O'Reilly: Why is your book only about W3C XML Schema, then?
vdV: I think that most of my readers will be primarily (if not only) interested by W3C XML Schema, and I haven't wanted to add the weight of a detailed description of other schema languages. I am also convinced that W3C XML Schema is the one which needs, before any other, as many books as possible.
vdV: First because I think that the W3C XML Schema recommendation is the most complex specification ever published by the W3C. The technology itself is complex, and the specification has been written in a way which is very difficult to read. Also, I think that many experts lack the objectivity necessary to show the limitations and pitfalls of the technology.
O'Reilly: You are a native French speaker, why have you written this book in English?
vdV: To make it immediately available to the largest group of readers, and also because it has proved easier to organize translations from English to French than from French to English.
O'Reilly: And you have not preferred to translate your own book?

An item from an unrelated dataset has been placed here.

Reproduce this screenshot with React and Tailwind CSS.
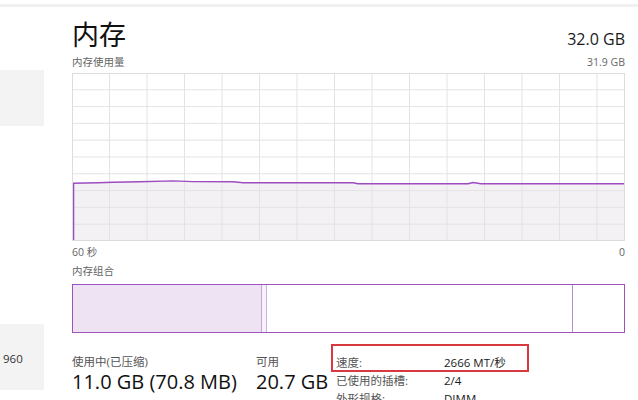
import React from 'react';

const font = { fontFamily: '"Open Sans", "Noto Sans CJK SC", sans-serif' };

const linePts = [
  [0, 109.3], [25, 108.8], [40, 108.3], [67, 107.7], [100, 106.9], [120, 107.6],
  [160, 107.7], [170, 108.7], [280, 108.7], [285, 109.7], [395, 109.7], [400, 108.5],
  [408, 109.7], [551, 109.7],
];

const UsageChart = () => {
  const line = linePts.map(([x, y], i) => `${i ? 'L' : 'M'}${x},${y}`).join(' ');
  const fill = `${line} L551,166 L0,166 Z`;
  const cols = Array.from({ length: 14 }, (_, i) => 37.5 * (i + 1) - 1);
  const rows = Array.from({ length: 9 }, (_, i) => 16.8 * (i + 1) - 1);
  return (
    <div className="h-[168px] border border-[#dcdcdc] bg-white">
      <svg className="block w-full h-full" viewBox="0 0 551 166" preserveAspectRatio="none">
        <path d={fill} fill="#f3f1f4" />
        {cols.map((x) => (
          <line key={`c${x}`} x1={x} y1="0" x2={x} y2="166" stroke="#e3e3e3" strokeWidth="1" />
        ))}
        {rows.map((y) => (
          <line key={`r${y}`} x1="0" y1={y} x2="551" y2={y} stroke="#e3e3e3" strokeWidth="1" />
        ))}
        <path d={line} fill="none" stroke="#9d4dc0" strokeWidth="1.4" />
        <line x1="0.6" y1="109.3" x2="0.6" y2="166" stroke="#9d4dc0" strokeWidth="1.4" />
      </svg>
    </div>
  );
};

const CompositionBar = () => (
  <div className="flex h-[49px] border-[1.5px] border-[#9d52bf] bg-white">
    <div className="w-[189px] bg-[#eee3f3] border-r border-[#c7a3d8]" />
    <div className="w-[4px] bg-[#f7f1fa]" />
    <div className="w-[306px] border-l border-[#cdb0dc]" />
    <div className="flex-1 border-l border-[#b98bd0]" />
  </div>
);

const InfoRow = ({ label, value }) => (
  <div className="flex h-[18px] items-center text-[11.5px]">
    <span className="w-[108px] text-[#555]">{label}</span>
    <span className="text-[#1a1a1a]">{value}</span>
  </div>
);

export default function App() {
  return (
    <div className="w-[638px] h-[400px] overflow-hidden bg-white" style={font}>
      <div className="h-[4px]" />
      <div className="h-[3px] bg-[#f0f0f0]" />
      <div className="flex">
        <aside className="w-[44px] shrink-0">
          <div className="mt-[63px] h-[56px] bg-[#f3f3f3]" />
          <div className="mt-[198px] h-[66px] bg-[#f3f3f3] flex items-center pl-[3px] pt-[3px] text-[11.5px] text-[#333]">
            960
          </div>
        </aside>
        <main className="ml-[28px] w-[553px]">
          <div className="mt-[10px] flex items-baseline justify-between">
            <h1 className="text-[27px] leading-[36px] text-[#111]">内存</h1>
            <span className="text-[16px] text-[#1a1a1a]">32.0 GB</span>
          </div>
          <div className="mt-[3px] flex h-[14px] items-center justify-between text-[10.5px] text-[#666]">
            <span>内存使用量</span>
            <span>31.9 GB</span>
          </div>
          <div className="mt-[3px]">
            <UsageChart />
          </div>
          <div className="mt-[5px] flex h-[14px] items-center justify-between text-[10.5px] text-[#666]">
            <span>60 秒</span>
            <span>0</span>
          </div>
          <div className="mt-[5px] flex h-[14px] items-center text-[10.5px] text-[#666]">
            <span>内存组合</span>
          </div>
          <div className="mt-[5px]">
            <CompositionBar />
          </div>
          <div className="mt-[11px] flex">
            <div className="w-[184px] pt-[10px]">
              <div className="h-[16px] leading-[16px] text-[11.5px] text-[#555]">使用中(已压缩)</div>
              <div className="h-[24px] leading-[24px] text-[20px] text-[#111] whitespace-nowrap">11.0 GB (70.8 MB)</div>
            </div>
            <div className="w-[75px] pt-[10px]">
              <div className="h-[16px] leading-[16px] text-[11.5px] text-[#555]">可用</div>
              <div className="h-[24px] leading-[24px] text-[20px] text-[#111] whitespace-nowrap">20.7 GB</div>
            </div>
            <div>
              <div className="w-[198px] h-[28px] border-2 border-[#d8393f] pl-[3px] pt-[8px]">
                <InfoRow label="速度:" value="2666 MT/秒" />
              </div>
              <div className="pl-[5px]">
                <InfoRow label="已使用的插槽:" value="2/4" />
                <InfoRow label="外形规格:" value="DIMM" />
              </div>
            </div>
          </div>
        </main>
      </div>
    </div>
  );
}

vdV: The decision was difficult, but I finally preferred to ask to Jean-Jacques Thomasson, who has done a very good job translating W3C recommendations for XMLfr, for two reasons: we have been able to work in parallel, and the book will be published in French at the same time as its original English version. After more than a full year of work on the subject, I wanted also to move on to new projects.
O'Reilly: New projects?
vdV: I tend to find more new interesting projects than I have time to work on. For instance a new site similar to XMLfr, my participation to DSDL, an ambitious project involving a namespace search engine, and at least two new book projects.